General law cities tend to be smaller communities whose powers are limited to those specifically defined by state statute. If an authority has not been specifically granted, or the state has not implied that a community has an authority, they do not possess the authority to take action.
Cities that have populations of more than 5,000 have the option to adopt home rule charters. Voters must approve the charter and subsequent changes to it. For home rule municipalities, the state constitution and statutes only present limits to their authority, rather than permissions. Unlike general law cities, they can act unless the authority they wish to exercise is expressly prohibited or preempted by the state.
The Texas Supreme Court described the home rule doctrine in 1938 in Yellow Cab Transit Co. v. Tuck:
Clearly, the purpose of the constitutional amendment and the Enabling Act was to bestow upon all cities falling within the bracket of 5,000 inhabitants or more, the power of local self-government and full authority to do whatever the Legislature could theretofore have authorized the city to do.
When taking up Forwood v. City of Taylor, 10 years later they added:
The result is that now it is necessary to look to the acts of the legislature not for grants of power to such cities but only for limitations on their powers.
As a home rule city, Mont Belvieu had the authority to issue COs for public works projects, which includes municipal utilities, but the city needed to confirm from the court that a fiber optic network would be construed as a utility system or public works project in compliance with Texas Government Code. The code establishes the rules under which municipalities can issue public securities.
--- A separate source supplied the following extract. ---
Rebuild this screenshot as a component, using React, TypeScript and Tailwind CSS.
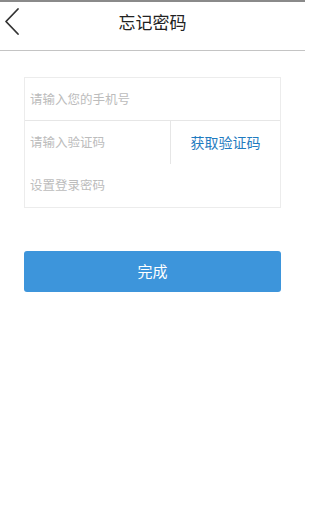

The city used established Texas case law to provide examples of how previous courts have viewed the meaning of “public works” and “utilities.” The court agreed with the city’s argument that a fiber optic network is a public improvement. Past case law had construed electric light plants as municipal utilities, even though they were not listed specifically in statute and the court considered the similarity valid. Mont Belvieu went on to cite the State Legislature, which codified the fact that connecting all residents is an important goal to the state.
Read the city’s Petition.
Read the Final Judgment.
Now There’s MB Link
The city offers MB Link for Internet access, but no voice or video services, in keeping with state restrictions. They suggest applications that allow subscribers to use their broadband service to make calls and to stream video. Mont Belvieu is still in the process of connecting residents within the city limits to the network; next, they plan to begin connecting businesses. Residents can sign up for symmetrical gigabit Internet access for $75 per month and a one-time $150 installation fee and deposit.
For a discussion about the network, check out episode 326 of the Community Broadband Bits podcast. In addition to Nathan Watkins, Christopher spoke with Assistant City Manager Scott Swigert, Dwight Thomas who is Director of Broadband and IT, and Mont Belvieu Marketing and Communications Director Brian Ligon.
Changing the Course in Texas
Other Texas communities who have heard about Mont Belvieu’s new network and their court decision have reached out to city officials to learn more. Now that the question of home rule authority has been addressed regarding deploying and funding deployment of broadband infrastructure in Texas, the door is open for more towns like Mont Belvieu to consider publicly owned options. The folks in Mont Belvieu are ready to share their discoveries.
If they don’t believe it, they should try it for themselves and their community. It can be done. And if you need to try it, come on down. We’ll let you hop on the network and test the speed for yourself. You’ll be surprised what a city with some “can do” attitude can do.